Why can a matrix whose kth power is I be diagonalized?
Recall the following characterization of diagonalizable matricies. A matrix is diagonalizable over the field $F$ if and only if its minimal polynomial is a product of distinct linear factors over $F$.
Since $A$ has finite order $k$ we have $A^k = I$. This means that $A$ is a root to the polynomial $p(x) = x^k -1$. Since the minimal polynomial of $A$, $min_A$ must divide any polynomial for which $A$ is a root, we know $min_A | x^k -1$. Since I suppose working in $\mathbb{C}$, we know $x^k -1$ can be factored into $k$ monic linear factors.
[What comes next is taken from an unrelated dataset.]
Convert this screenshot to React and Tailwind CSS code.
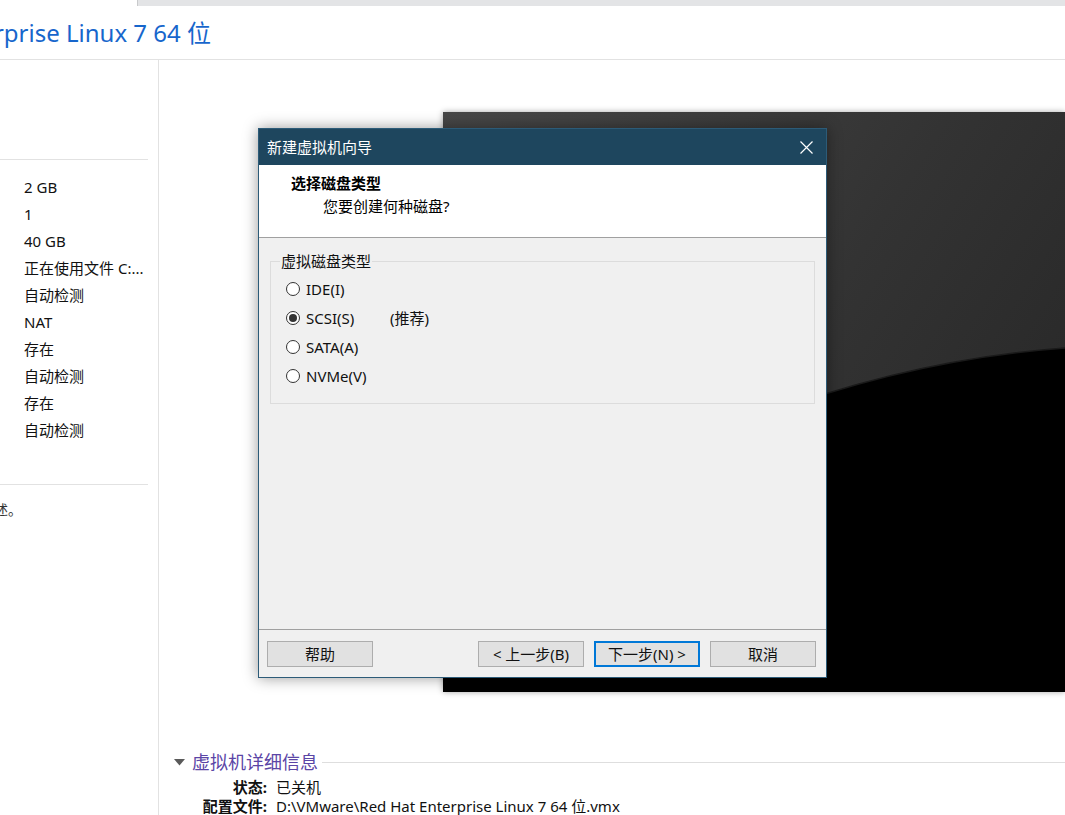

Thus $min_A$ is a product of monic linear factors, which implies that $A$ can be diagnolized.
If you have the machinery of Jordan forms and/or minimal polynomials you can settle the questions with those. When working over $\Bbb{C}$ user152558's answer points at a useful direction, and Pedro's answer shows that this won't work over the reals.
Lacking such technology I proffer the following argument. Remember that an $n\times n$ matrix (over a field $K$) can be diagonalized if and only if its eigenvectors span all of $K^n$ or, equivalently, if all the vectors in $K^n$ are linear combinations of eigenvectors.
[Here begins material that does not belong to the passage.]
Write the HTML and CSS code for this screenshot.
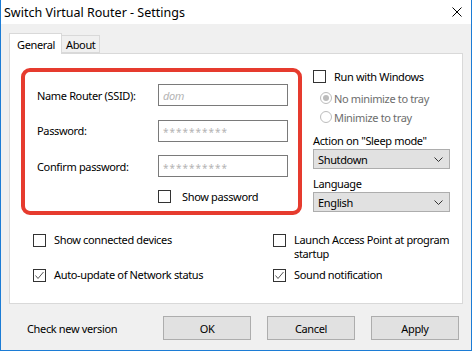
FILE: index.html
```html
<!DOCTYPE html>
<html lang="en">

<head>
    <meta charset="UTF-8">
    <title>Switch Virtual Router - Settings</title>
    <link rel="stylesheet" href="styles.css">
</head>

<body>
    <div class="window">
        <div class="titlebar">
            <span class="title">Switch Virtual Router - Settings</span>
            <svg class="close" width="10" height="10" viewBox="0 0 10 10">
                <path d="M0.5 0.5L9.5 9.5M9.5 0.5L0.5 9.5" stroke="#000" stroke-width="1" fill="none" />
            </svg>
        </div>

        <div class="client">
            <div class="tabs">
                <div class="tab active">General</div>
                <div class="tab">About</div>
            </div>

            <div class="panel">
                <div class="top">
                    <div class="highlight">
                        <div class="field">
                            <label>Name Router (SSID):</label>
                            <span class="textbox hint">dom</span>
                        </div>
                        <div class="field">
                            <label>Password:</label>
                            <span class="textbox stars">**********</span>
                        </div>
                        <div class="field">
                            <label>Confirm password:</label>
                            <span class="textbox stars">**********</span>
                        </div>
                        <div class="check show-pw"><span class="box"></span>Show password</div>
                    </div>

                    <div class="side">
                        <div class="check run"><span class="box"></span>Run with Windows</div>
                        <div class="radio first"><span class="dot on"></span>No minimize to tray</div>
                        <div class="radio"><span class="dot"></span>Minimize to tray</div>
                        <div class="caption">Action on "Sleep mode"</div>
                        <div class="combo">Shutdown
                            <svg width="9" height="5" viewBox="0 0 9 5"><path d="M0.5 0.5L4.5 4.5L8.5 0.5" stroke="#333" fill="none" /></svg>
                        </div>
                        <div class="caption lang">Language</div>
                        <div class="combo">English
                            <svg width="9" height="5" viewBox="0 0 9 5"><path d="M0.5 0.5L4.5 4.5L8.5 0.5" stroke="#333" fill="none" /></svg>
                        </div>
                    </div>
                </div>

                <div class="options">
                    <div class="check"><span class="box"></span>Show connected devices</div>
                    <div class="check"><span class="box"></span><span>Launch Access Point at program<br>startup</span></div>
                    <div class="check"><span class="box checked"><svg width="11" height="11" viewBox="0 0 11 11"><path d="M1.5 5.5L4 8.5L9.5 2" stroke="#555" stroke-width="1" fill="none" /></svg></span>Auto-update of Network status</div>
                    <div class="check"><span class="box checked"><svg width="11" height="11" viewBox="0 0 11 11"><path d="M1.5 5.5L4 8.5L9.5 2" stroke="#555" stroke-width="1" fill="none" /></svg></span>Sound notification</div>
                </div>
            </div>

            <div class="footer">
                <span class="link">Check new version</span>
                <div class="buttons">
                    <span class="button">OK</span>
                    <span class="button">Cancel</span>
                    <span class="button">Apply</span>
                </div>
            </div>
        </div>
    </div>
</body>

</html>
```

FILE: styles.css
```css
body {
    margin: 0;
    background: #fff;
    font-family: "Noto Sans", sans-serif;
    font-size: 11px;
    letter-spacing: -0.35px;
    color: #000;
}

.window {
    width: 472px;
    height: 351px;
    box-sizing: border-box;
    border: 1px solid #1c7cd5;
    border-top: none;
    display: flex;
    flex-direction: column;
}

.titlebar {
    height: 24px;
    display: flex;
    align-items: center;
    justify-content: space-between;
    padding: 0 9px 0 3px;
    background: #fff;
}

.title {
    font-size: 12.5px;
    letter-spacing: 0;
}

.client {
    flex: 1;
    background: #f0f0f0;
    padding: 9px 8px 0 8px;
}

/* tabs */
.tabs {
    position: relative;
    z-index: 1;
    height: 20px;
    display: flex;
    align-items: flex-end;
}

.tab {
    box-sizing: border-box;
    height: 18px;
    width: 39px;
    margin-left: -1px;
    border: 1px solid #d9d9d9;
    display: flex;
    align-items: center;
    padding-left: 4px;
}

.tab.active {
    height: 21px;
    width: 53px;
    margin: 0 0 -1px 0;
    background: #fff;
    border-bottom: none;
    padding-left: 7px;
}

.panel {
    height: 251px;
    box-sizing: border-box;
    border: 1px solid #d9d9d9;
    background: #fff;
    padding-top: 14px;
}

.top {
    display: flex;
    align-items: flex-start;
}

/* red marker around the network fields */
.highlight {
    width: 281px;
    height: 147px;
    box-sizing: border-box;
    margin-left: 11px;
    border: 4px solid #e63b2e;
    border-radius: 9px;
    padding: 12px 0 0 12px;
}

.field {
    display: flex;
    align-items: center;
    height: 22px;
    margin-bottom: 13.5px;
}

.field label {
    width: 121px;
}

.textbox {
    box-sizing: border-box;
    width: 130px;
    height: 22px;
    border: 1px solid #7a7a7a;
    padding-left: 4px;
    display: flex;
    align-items: center;
    color: #b4b4b4;
}

.hint {
    font-style: italic;
}

.stars {
    letter-spacing: 1px;
    font-size: 10px;
    padding-top: 3px;
}

.check {
    display: flex;
    align-items: center;
    gap: 8px;
}

.box {
    flex: none;
    box-sizing: border-box;
    width: 13px;
    height: 13px;
    border: 1px solid #333;
    background: #fff;
    display: flex;
    align-items: center;
    justify-content: center;
}

.show-pw {
    margin: -1.5px 0 0 121px;
    gap: 11px;
}

.side {
    margin-left: 11px;
    width: 137px;
}

.run {
    margin-top: 1px;
    height: 15px;
}

.radio {
    display: flex;
    align-items: center;
    gap: 2px;
    height: 16px;
    margin: 3px 0 0 7px;
    color: #6d6d6d;
}

.radio.first {
    margin-top: 6px;
}

.dot {
    box-sizing: border-box;
    width: 12px;
    height: 12px;
    border: 1px solid #bcbcbc;
    border-radius: 50%;
    display: flex;
    align-items: center;
    justify-content: center;
}

.dot.on::after {
    content: "";
    width: 6px;
    height: 6px;
    border-radius: 50%;
    background: #bcbcbc;
}

.caption {
    height: 14px;
    margin-top: 8px;
    display: flex;
    align-items: center;
}

.caption.lang {
    margin-top: 7px;
}

.combo {
    box-sizing: border-box;
    height: 20px;
    margin-top: 2px;
    border: 1px solid #adadad;
    background: #e1e1e1;
    display: flex;
    align-items: center;
    justify-content: space-between;
    padding: 0 6px 0 4px;
}

.options {
    display: grid;
    grid-template-columns: 240px 1fr;
    row-gap: 7px;
    padding: 18px 0 0 23px;
}

.options .check {
    align-items: flex-start;
    line-height: 14px;
}

.options .box {
    margin-top: 1px;
}

.footer {
    height: 24px;
    margin-top: 12px;
    display: flex;
    align-items: center;
    justify-content: space-between;
}

.link {
    margin-left: 18px;
}

.buttons {
    display: flex;
    gap: 16px;
    margin-right: 4px;
}

.button {
    box-sizing: border-box;
    width: 88px;
    height: 24px;
    border: 1px solid #adadad;
    background: #e1e1e1;
    display: flex;
    align-items: center;
    justify-content: center;
}
```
Over $K=\Bbb{C}$ you can then do the following. Let $x\in K^n$ be arbitrary. Let $\omega=e^{2\pi i/k}$ be a primitive $k$th root of unity. The vectors $$ z_j=\frac1k(x+\omega^{-j}Ax+\omega^{-2j}A^2x+\cdots+\omega^jA^{k-1}x),\quad j=0,1,\ldots,k-1, $$ are then easily seen to be eigenvectors of $A$. Namely (You show this) $$ Az_j=\omega^jz_j.$$ Furthermore, because for all $j, 0<j<k$, we have $\sum_{t=0}^{k-1}\omega^{-jt}=0$ (You show this, too. Apply the formula for a geometric sum) we see that $$ x=z_0+z_1+\cdots z_{k-1}. $$ Therefore all the vectors of $K^n$ are linear combinations of eigenvectors, and we are done. Note: this argument works whenever the field $K$ has a primitive $k$th root of unity and when it is possible to divide by $k$, i.e. the characteristic of $K$ is not a factor of $k$ (actually the latter property follows from the first, but let's skip that).
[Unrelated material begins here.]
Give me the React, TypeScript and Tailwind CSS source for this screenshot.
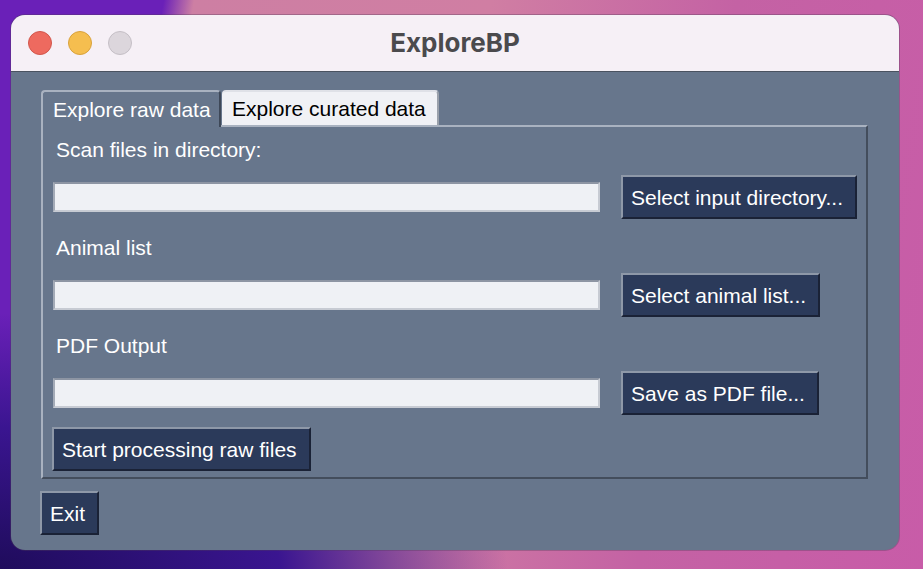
import React from 'react';

const Bevel: React.FC<{ label: string; className?: string }> = ({ label, className = '' }) => (
  <button
    className={`h-[44px] pl-[8px] pr-[12px] bg-[#2b3a5a] text-white text-[21px] leading-none border-2 border-t-[#8e98a8] border-l-[#8e98a8] border-b-[#1a2236] border-r-[#1a2236] whitespace-nowrap ${className}`}
  >
    {label}
  </button>
);

const PathRow: React.FC<{ label: string; button: string }> = ({ label, button }) => (
  <>
    <div className="h-[24px] ml-[13px] text-[21px] leading-[24px] text-white">{label}</div>
    <div className="flex items-center gap-[21px] ml-[10px] mt-[13px]">
      <div className="w-[547px] h-[30px] bg-[#eff1f5] border-2 border-t-[#8d95a3] border-l-[#a4abb7] border-b-[#c7cbd3] border-r-[#c7cbd3]" />
      <Bevel label={button} />
    </div>
  </>
);

export default function App() {
  return (
    <div
      className="w-[923px] h-[569px] overflow-hidden pl-[11px] pt-[15px] bg-[radial-gradient(ellipse_55%_45%_at_0%_100%,#1f0c5c_0%,#3a1590_55%,transparent_100%),linear-gradient(100deg,#6a20b8_0%,#6a20b8_16%,#cd7fa3_19%,#d07ea3_48%,#c462a4_72%,#c85ca8_100%)]"
      style={{ fontFamily: '"Liberation Sans", Arial, sans-serif' }}
    >
      <div className="w-[888px] h-[535px] rounded-[14px] overflow-hidden flex flex-col bg-[#67768c] shadow-[0_0_0_1px_rgba(80,60,90,0.35)]">
        {/* title bar */}
        <div className="h-[57px] shrink-0 bg-[#f6f0f6] border-b border-[#4a5260] flex items-center relative">
          <div className="flex items-center gap-[16px] pl-[17px]">
            <span className="w-[24px] h-[24px] rounded-full bg-[#ee6a5f] border border-[#d2564c]" />
            <span className="w-[24px] h-[24px] rounded-full bg-[#f5be4f] border border-[#d9a23c]" />
            <span className="w-[24px] h-[24px] rounded-full bg-[#dcd6dc] border border-[#c5bfc6]" />
          </div>
          <div
            className="absolute left-0 right-0 -top-[1px] bottom-0 flex items-center justify-center text-[26px] font-bold text-[#4b4a4d]"
            style={{ fontFamily: 'Inter, "Open Sans", sans-serif' }}
          >
            ExploreBP
          </div>
        </div>

        {/* body */}
        <div className="flex-1 pl-[30px] pr-[30px] pt-[16px]">
          {/* tabs */}
          <div className="flex items-end h-[37px] w-[827px]">
            <div className="h-[37px] w-[180px] pl-[10px] flex items-center text-[21px] text-white bg-[#67768c] border-t-2 border-l-2 border-r-2 border-t-[#a9b2c0] border-l-[#a9b2c0] border-r-[#3e4858] rounded-t-[4px] -mb-[2px] relative z-10">
              Explore raw data
            </div>
            <div className="h-[35px] w-[217px] pl-[10px] flex items-center text-[21px] text-black bg-[#f0f1f5] border-t-2 border-r-2 border-t-[#dfe1e7] border-r-[#9aa0aa] rounded-t-[4px] ml-[1px]">
              Explore curated data
            </div>
          </div>
          {/* panel */}
          <div className="w-[827px] h-[354px] border-2 border-t-[#a9b2c0] border-l-[#a9b2c0] border-b-[#434d5c] border-r-[#434d5c] pt-[11px] flex flex-col">
            <PathRow label="Scan files in directory:" button="Select input directory..." />
            <div className="h-[17px]" />
            <PathRow label="Animal list" button="Select animal list..." />
            <div className="h-[17px]" />
            <PathRow label="PDF Output" button="Save as PDF file..." />
            <div className="ml-[9px] mt-[12px]">
              <Bevel label="Start processing raw files" />
            </div>
          </div>
          <div className="mt-[12px] -ml-[1px]">
            <Bevel label="Exit" />
          </div>
        </div>
      </div>
    </div>
  );
}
Your other question follows from the same characterization of diagonalizability. Using the characteristic polynomial you see that $1$ is the sole eigenvalue. But when $\alpha\neq0$, the corresponding eigenspace is 1-dimensional. Thus not all vectors of $K^2$ are linear combinations of eigenvectors and we are done.